You can always hear a Spitfire before you see it, it has such a distinctive sound. Then we saw them, first one then the other overflew our position, disappearing eastwards; the next pass was directly in front of us and they turned and flew away north. In what seemed an instant they returned again from the east, only this time Squadron- Leader Martin flew directly over the memorial stone itself at barely one hundred feet. The hair on my neck stood on end, the joy of seeing Spitfires here in this place which had haunted my dreams for months, the final honour to P.O. Hunter Blair - how absolutely appropriate.
How moving it all was.

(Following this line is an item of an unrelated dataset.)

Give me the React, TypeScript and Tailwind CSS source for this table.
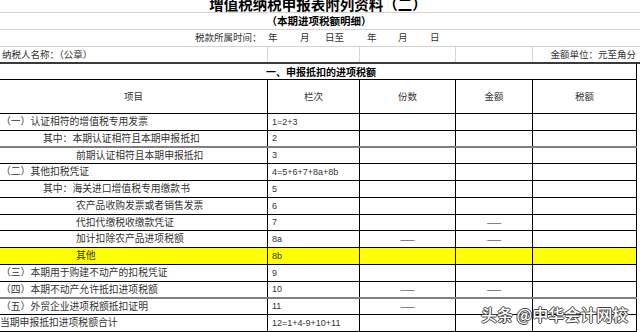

They returned once again from the east, these one-time tools of war, these beautiful flying machines, only now this time to turn southwards away from us and head back down the valley, past once again the watchful eyes on the track; the tear-laden eyes, as were ours - we, who could
only stand and stare sadly now at those departing silhouettes of a bygone age as the sound of their engines faded in the still air and once again the lonely valley became silent.
We ourselves then turned in silence and began the journey out of the valley of Carsphairn for the last time.